Mantis: A Versatile Vision-Language-Action Model with Disentangled Visual Foresight
Yi Yang, Xueqi Li, Yiyang Chen, Jin Song, Yihan Wang, Zipeng Xiao, Jiadi Su, You Qiaoben, Pengfei Liu, Zhijie Deng
2025-11-24
Summary
This paper introduces Mantis, a new system for helping robots understand and follow instructions involving both vision, language, and actions. It's designed to improve how robots predict what will happen next when they perform tasks, and ultimately make them better at completing those tasks successfully.
What's the problem?
Current robots using vision, language, and action models struggle because predicting future visual states (what things will look like) is really hard and computationally expensive. Trying to simplify those visuals loses important information. Also, these models often don't fully utilize language instructions, leading to poor understanding and problem-solving skills. They essentially get bogged down in *seeing* and *doing* and don't pay enough attention to *what they're told*.
What's the solution?
Mantis solves this by separating the task of predicting future visuals from the main processing part of the robot's brain. It uses a special technique called 'Disentangled Visual Foresight' which uses 'meta queries' and a 'diffusion Transformer' to figure out the key actions needed to complete a task. By predicting just the actions, instead of the entire future scene, it makes the process much more efficient and allows the robot to focus on understanding the language instructions. A 'residual connection' helps the system learn by building on what it already knows.
Why it matters?
This work is important because it significantly improves a robot's ability to follow instructions and perform tasks, achieving a very high success rate on a standard robotics test (LIBERO). It also shows better performance than existing systems, especially when dealing with new or complex instructions, and demonstrates improved reasoning skills.
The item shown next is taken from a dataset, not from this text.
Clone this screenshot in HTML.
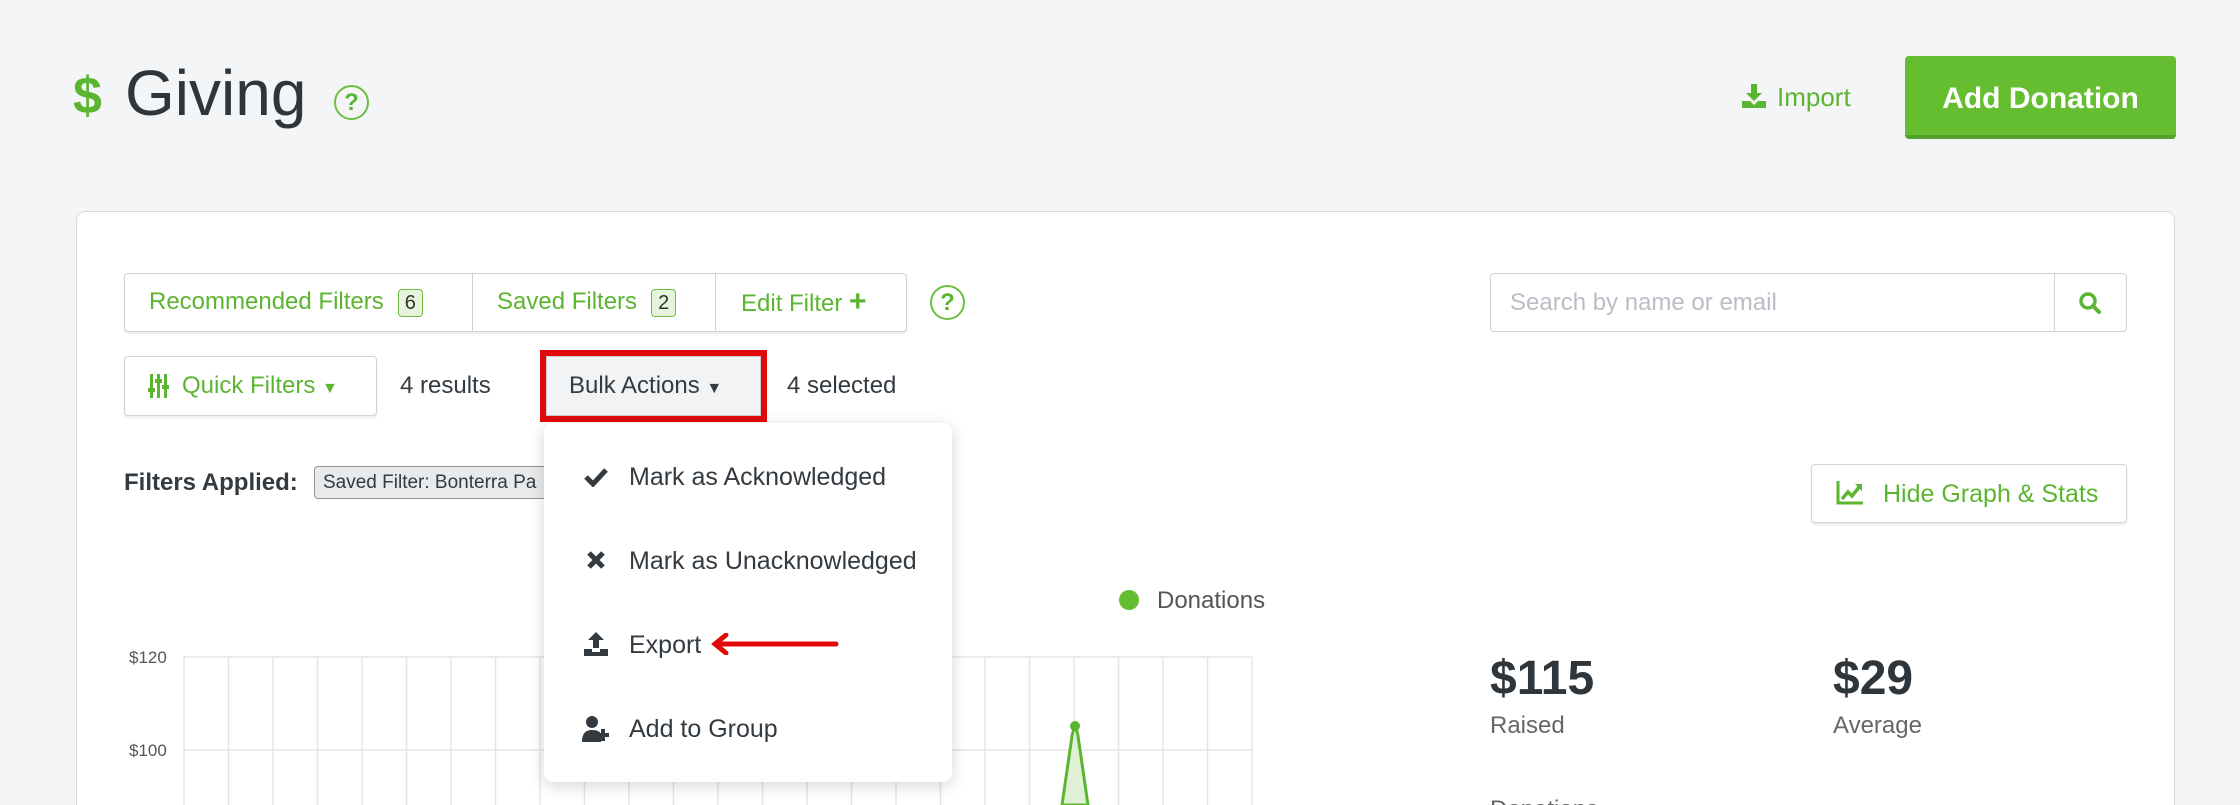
<!DOCTYPE html>
<html><head><meta charset="utf-8"><style>
*{box-sizing:border-box;margin:0;padding:0}
html,body{width:2240px;height:805px;overflow:hidden}
body{background:#f4f5f7;font-family:"Liberation Sans",sans-serif;color:#333a40;position:relative}
.a{position:absolute;white-space:nowrap}
.g{color:#5cb531}
.btn{position:absolute;background:#fff;border:1px solid #cfd3d8;border-radius:4px;box-shadow:0 2px 2px rgba(0,0,0,.08)}
.badge{display:inline-block;border:1px solid #6cbf3f;background:#e6f4dc;color:#333;border-radius:4px;font-size:20px;padding:1px 6px;line-height:24px;vertical-align:middle;margin-left:14px}
.help{position:absolute;border:2px solid #6cbf3f;border-radius:50%;color:#5cb531;font-weight:bold;text-align:center}
.item{position:absolute;left:629px;font-size:25px;color:#333a40}
</style></head><body>
<!-- header -->
<div class="a g" style="left:73px;top:66px;font-size:52px;font-weight:bold;line-height:60px">$</div>
<div class="a" style="left:125px;top:55px;font-size:64px;line-height:76px;color:#2f363b">Giving</div>
<div class="help" style="left:334px;top:85px;width:35px;height:35px;font-size:24px;line-height:31px">?</div>
<svg class="a" style="left:1742px;top:84px" width="24" height="24" viewBox="0 0 24 24"><path d="M9 0h6v9h5l-8 8-8-8h5z M0 17h8l4 4 4-4h8v7H0z" fill="#5cb531"/></svg>
<div class="a g" style="left:1777px;top:82px;font-size:26px;line-height:30px">Import</div>
<div class="a" style="left:1905px;top:56px;width:271px;height:83px;background:#65bd30;border-bottom:4px solid #54a22a;border-radius:4px;color:#fff;font-size:30px;font-weight:bold;text-align:center;line-height:86px">Add Donation</div>
<!-- card -->
<div class="a" style="left:76px;top:211px;width:2099px;height:610px;background:#fff;border:1px solid #d5d9de;border-radius:9px"></div>
<!-- filter group -->
<div class="btn" style="left:124px;top:273px;width:783px;height:59px"></div>
<div class="a" style="left:472px;top:273px;width:1px;height:59px;background:#cfd3d8"></div>
<div class="a" style="left:715px;top:273px;width:1px;height:59px;background:#cfd3d8"></div>
<div class="a g" style="left:149px;top:286px;font-size:24px;line-height:32px">Recommended Filters<span class="badge">6</span></div>
<div class="a g" style="left:497px;top:286px;font-size:24px;line-height:32px">Saved Filters<span class="badge">2</span></div>
<div class="a g" style="left:741px;top:286px;font-size:24px;line-height:32px">Edit Filter <b style="font-size:30px">+</b></div>
<div class="help" style="left:930px;top:285px;width:35px;height:35px;font-size:24px;line-height:31px">?</div>
<!-- search -->
<div class="btn" style="left:1490px;top:273px;width:637px;height:59px;box-shadow:none"></div>
<div class="a" style="left:2054px;top:273px;width:1px;height:59px;background:#cfd3d8"></div>
<div class="a" style="left:1510px;top:288px;font-size:24px;color:#b9bec4;line-height:30px">Search by name or email</div>
<svg class="a" style="left:2078px;top:291px" width="24" height="24" viewBox="0 0 24 24"><circle cx="10" cy="10" r="7" fill="none" stroke="#5cb531" stroke-width="3.5"/><path d="M15 15l6 6" stroke="#5cb531" stroke-width="4" stroke-linecap="round"/></svg>
<!-- row 2 -->
<div class="btn" style="left:124px;top:356px;width:253px;height:60px"></div>
<svg class="a" style="left:148px;top:374px" width="22" height="24" viewBox="0 0 22 24"><g fill="#5cb531"><rect x="2" y="0" width="3" height="24"/><rect x="9" y="0" width="3" height="24"/><rect x="16" y="0" width="3" height="24"/><rect x="0" y="14" width="7" height="4"/><rect x="7" y="5" width="7" height="4"/><rect x="14" y="11" width="7" height="4"/></g></svg>
<div class="a g" style="left:182px;top:370px;font-size:24px;line-height:32px">Quick Filters <span style="font-size:16px">▼</span></div>
<div class="a" style="left:400px;top:370px;font-size:24px;line-height:32px">4 results</div>
<div class="a" style="left:540px;top:350px;width:227px;height:72px;border:6px solid #e10a0a"></div>
<div class="a" style="left:546px;top:356px;width:215px;height:60px;background:#f2f3f5;border:1px solid #c8ccd1"></div>
<div class="a" style="left:569px;top:370px;font-size:24px;line-height:32px">Bulk Actions <span style="font-size:16px">▼</span></div>
<div class="a" style="left:787px;top:370px;font-size:24px;line-height:32px">4 selected</div>
<!-- filters applied -->
<div class="a" style="left:124px;top:467px;font-size:24px;line-height:32px;font-weight:bold;color:#333a40">Filters Applied:</div>
<div class="a" style="left:314px;top:466px;width:240px;height:33px;background:#e8eaec;border:1px solid #8d949a;border-radius:4px;font-size:19px;line-height:31px;padding-left:8px;overflow:hidden">Saved Filter: Bonterra Pa</div>
<!-- hide graph -->
<div class="btn" style="left:1811px;top:464px;width:316px;height:59px"></div>
<svg class="a" style="left:1836px;top:481px" width="28" height="24" viewBox="0 0 28 24"><path d="M2 0v22h25" fill="none" stroke="#5cb531" stroke-width="3"/><path d="M6 18l6-7 4 4 8-10" fill="none" stroke="#5cb531" stroke-width="3.5"/><path d="M19 3h7v7z" fill="#5cb531"/></svg>
<div class="a g" style="left:1883px;top:478px;font-size:25px;line-height:32px">Hide Graph &amp; Stats</div>
<!-- chart -->
<svg class="a" style="left:0;top:580px" width="1300" height="225">
<g stroke="#e3e5e8" stroke-width="1.5">
<line x1="184" y1="77" x2="1252" y2="77"/><line x1="184" y1="170" x2="1252" y2="170"/>
<line x1="184" y1="77" x2="184" y2="225"/><line x1="228.5" y1="77" x2="228.5" y2="225"/><line x1="273" y1="77" x2="273" y2="225"/><line x1="317.5" y1="77" x2="317.5" y2="225"/><line x1="362" y1="77" x2="362" y2="225"/><line x1="406.5" y1="77" x2="406.5" y2="225"/><line x1="451" y1="77" x2="451" y2="225"/><line x1="495.5" y1="77" x2="495.5" y2="225"/><line x1="540" y1="77" x2="540" y2="225"/><line x1="584.5" y1="77" x2="584.5" y2="225"/><line x1="629" y1="77" x2="629" y2="225"/><line x1="673.5" y1="77" x2="673.5" y2="225"/><line x1="718" y1="77" x2="718" y2="225"/><line x1="762.5" y1="77" x2="762.5" y2="225"/><line x1="807" y1="77" x2="807" y2="225"/><line x1="851.5" y1="77" x2="851.5" y2="225"/><line x1="896" y1="77" x2="896" y2="225"/><line x1="940.5" y1="77" x2="940.5" y2="225"/><line x1="985" y1="77" x2="985" y2="225"/><line x1="1029.5" y1="77" x2="1029.5" y2="225"/><line x1="1074" y1="77" x2="1074" y2="225"/><line x1="1118.5" y1="77" x2="1118.5" y2="225"/><line x1="1163" y1="77" x2="1163" y2="225"/><line x1="1207.5" y1="77" x2="1207.5" y2="225"/><line x1="1252" y1="77" x2="1252" y2="225"/>
</g>
<text x="129" y="83" font-size="17" fill="#555" font-family="Liberation Sans">$120</text>
<text x="129" y="176" font-size="17" fill="#555" font-family="Liberation Sans">$100</text>
<path d="M1062 225 L1072 156 Q1075 140 1078 156 L1088 225z" fill="#dff0d4" stroke="#5cb531" stroke-width="3"/>
<circle cx="1075" cy="146" r="5" fill="#5cb531"/>
<circle cx="1129" cy="20" r="10" fill="#65bd30"/>
</svg>
<div class="a" style="left:1157px;top:586px;font-size:24px;line-height:30px;color:#555">Donations</div>
<!-- stats -->
<div class="a" style="left:1490px;top:653px;font-size:48px;line-height:52px;font-weight:bold;color:#2f363b">$115</div>
<div class="a" style="left:1490px;top:711px;font-size:24px;line-height:30px;color:#666">Raised</div>
<div class="a" style="left:1833px;top:653px;font-size:48px;line-height:52px;font-weight:bold;color:#2f363b">$29</div>
<div class="a" style="left:1833px;top:711px;font-size:24px;line-height:30px;color:#666">Average</div>
<div class="a" style="left:1490px;top:795px;font-size:24px;line-height:30px;color:#666">Donations</div>
<!-- dropdown -->
<div class="a" style="left:544px;top:423px;width:408px;height:359px;background:#fff;border-radius:9px;box-shadow:0 4px 16px rgba(0,0,0,.16)"></div>
<svg class="a" style="left:584px;top:467px" width="24" height="20" viewBox="0 0 24 20"><path d="M2 10l7 7L22 3" fill="none" stroke="#333a40" stroke-width="5"/></svg>
<div class="item" style="top:461px;line-height:32px">Mark as Acknowledged</div>
<svg class="a" style="left:587px;top:551px" width="18" height="18" viewBox="0 0 18 18"><path d="M2 2l14 14M16 2L2 16" stroke="#333a40" stroke-width="5"/></svg>
<div class="item" style="top:545px;line-height:32px">Mark as Unacknowledged</div>
<svg class="a" style="left:584px;top:632px" width="24" height="24" viewBox="0 0 24 24"><path d="M12 0l-8 8h5v8h6V8h5z M0 17h8v3h8v-3h8v7H0z" fill="#333a40"/></svg>
<div class="item" style="top:629px;line-height:32px">Export</div>
<svg class="a" style="left:710px;top:633px" width="130" height="22" viewBox="0 0 130 22"><path d="M6 11H126" stroke="#e10a0a" stroke-width="5" stroke-linecap="round"/><path d="M16 2L5 11l11 9" fill="none" stroke="#e10a0a" stroke-width="5" stroke-linecap="round"/></svg>
<svg class="a" style="left:582px;top:716px" width="28" height="26" viewBox="0 0 28 26"><circle cx="10" cy="6" r="6" fill="#333a40"/><path d="M0 26c0-9 4-12 10-12s8 2 9 4v8z" fill="#333a40"/><path d="M21 13v12M15 19h12" stroke="#333a40" stroke-width="4"/></svg>
<div class="item" style="top:713px;line-height:32px">Add to Group</div>
</body></html>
The researchers are even sharing their code so others can build upon this work, which will help accelerate progress in robotics.
Abstract
Recent advances in Vision-Language-Action (VLA) models demonstrate that visual signals can effectively complement sparse action supervisions. However, letting VLA directly predict high-dimensional visual states can distribute model capacity and incur prohibitive training cost, while compressing visual states into more compact supervisory signals inevitably incurs information bottlenecks. Moreover, existing methods often suffer from poor comprehension and reasoning capabilities due to the neglect of language supervision. This paper introduces Mantis, a novel framework featuring a Disentangled Visual Foresight (DVF) to tackle these issues. Specifically, Mantis decouples visual foresight prediction from the backbone with the combination of meta queries and a diffusion Transformer (DiT) head. With the current visual state provided to the DiT via a residual connection, a simple next-state prediction objective enables the meta queries to automatically capture the latent actions that delineate the visual trajectory, and hence boost the learning of explicit actions. The disentanglement reduces the burden of the VLA backbone, enabling it to maintain comprehension and reasoning capabilities through language supervision. Empirically, pretrained on human manipulation videos, robot demonstrations, and image-text pairs, Mantis achieves a 96.7% success rate on LIBERO benchmark after fine-tuning, surpassing powerful baselines while exhibiting high convergence speed. Real-world evaluations show that Mantis outperforms π_{0.5}, a leading open-source VLA model, particularly in instruction-following capability, generalization to unseen instructions, and reasoning ability. Code and weights are released to support the open-source community.